Ist doch gar nicht so schlecht – wenn man dazu bedenkt, daß der Trend ja auch hin geht zum „bezahlbareren“ Nicht-Premium Auto. Da wird natürlich mit dem Akku geknausert soweit nur irgendmöglich.
Swissli meint
Eigentlich eine erbärmlich schwache Entwicklung (unter +2% pro Jahr). Selbst eine Differenzierung Stadtauto und Fürallesauto würde nichts beschönigen.
Mittelfristiges Ziel muss 400-600 km sein (BEV Fürallesauto) und bei PHEV um die 100 km.
Gunnar meint
Was ist daran erbärmlich?
die 325 km in 2016 waren nach NEFZ
die 352 km in 2020 sind nach WLTP –> nach NEFZ sind das mindestens 400 km.
Und man sollte das immer in Relation zu den aufgerufenen Preisen sehen. Denn Die sinken entweder bei gleichbleibenden Reichweiten oder bleiben gleich bei immer höheren Reichweiten.
Nur zwei Beispiele:
Ein Tesla Model S P100D mit 550 km nach NEFZ hat 2016 150 € gekostet.
Jetzt kostet ein Tesla Model S Performance mit mehr als 600 km nach WLTP 80.000 €
Oder:
Ein Renault Zoe mit 240 km nach NEFZ hat 2016 31.900 € gekostet.
Jetzt kostet ein Renault Zoe mit 395 km nach WLTP 32.900 €.
R. D. meint
In Wahrheit sinkt die durchschnittliche Reichweite auch wegen immer mehr neuen Modellen die schlicht zu schwer und gross sind. Würde man die Reichweite in Relation zu den installierten Batteriekapazität stellen, sehe es bei diesen Modellen noch schlechter aus.
Tim meint
Eben
und die Reichweiten sind mal wieder unter absoluten Idealbedingungen, gerade jetzt im Winter gibt es wohl kaum einen der 350 echte Kilometer schafft, also ohne diesen Ganzen Blödsinn mit EcoPro(+++++) ohne Heizung usw.
MichaelEV meint
Welche großen und schweren Modelle kamen denn 2020 auf den Markt?
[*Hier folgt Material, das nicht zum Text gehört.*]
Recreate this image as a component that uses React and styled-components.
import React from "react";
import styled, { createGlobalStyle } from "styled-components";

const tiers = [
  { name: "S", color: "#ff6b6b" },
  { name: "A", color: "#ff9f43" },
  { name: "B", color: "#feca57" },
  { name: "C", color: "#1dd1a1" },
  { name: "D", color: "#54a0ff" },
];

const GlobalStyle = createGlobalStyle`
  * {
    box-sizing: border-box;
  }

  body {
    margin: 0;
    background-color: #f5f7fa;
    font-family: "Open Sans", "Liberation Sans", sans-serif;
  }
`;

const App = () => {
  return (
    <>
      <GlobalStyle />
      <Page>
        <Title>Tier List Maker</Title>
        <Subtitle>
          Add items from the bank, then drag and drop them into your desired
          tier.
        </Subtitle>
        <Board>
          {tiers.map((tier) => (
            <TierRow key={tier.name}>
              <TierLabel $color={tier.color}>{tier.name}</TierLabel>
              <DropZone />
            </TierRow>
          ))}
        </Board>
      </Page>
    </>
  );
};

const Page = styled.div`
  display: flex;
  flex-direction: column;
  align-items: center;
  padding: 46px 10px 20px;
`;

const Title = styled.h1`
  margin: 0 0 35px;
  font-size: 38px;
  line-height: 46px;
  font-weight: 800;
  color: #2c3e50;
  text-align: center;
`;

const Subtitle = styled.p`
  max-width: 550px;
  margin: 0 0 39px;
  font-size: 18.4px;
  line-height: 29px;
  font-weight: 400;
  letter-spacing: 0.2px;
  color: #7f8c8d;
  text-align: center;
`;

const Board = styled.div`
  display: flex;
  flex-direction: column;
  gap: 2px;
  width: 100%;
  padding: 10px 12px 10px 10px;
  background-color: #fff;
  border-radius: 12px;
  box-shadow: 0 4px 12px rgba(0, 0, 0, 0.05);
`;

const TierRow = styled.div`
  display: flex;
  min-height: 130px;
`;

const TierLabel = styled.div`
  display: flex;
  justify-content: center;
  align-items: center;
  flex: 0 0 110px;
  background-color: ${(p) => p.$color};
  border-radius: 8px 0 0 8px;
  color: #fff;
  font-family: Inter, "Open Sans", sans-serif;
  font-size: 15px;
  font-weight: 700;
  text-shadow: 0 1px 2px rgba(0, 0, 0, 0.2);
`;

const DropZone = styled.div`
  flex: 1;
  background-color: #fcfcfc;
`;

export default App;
Und welche liegen unter 377km Reichweite und drücken damit die Durchschnittsreichweite?
Die Wahrheit sieht wohl anders aus: Es kamen 2020 viele kleine bis kompakte Autos auf den Markt und drücken die Durchschnittsreichweite!
Olli meint
Die Reichweite sinkt, weil es eben auch viele kleine Modelle mit weniger Reichweite gibt.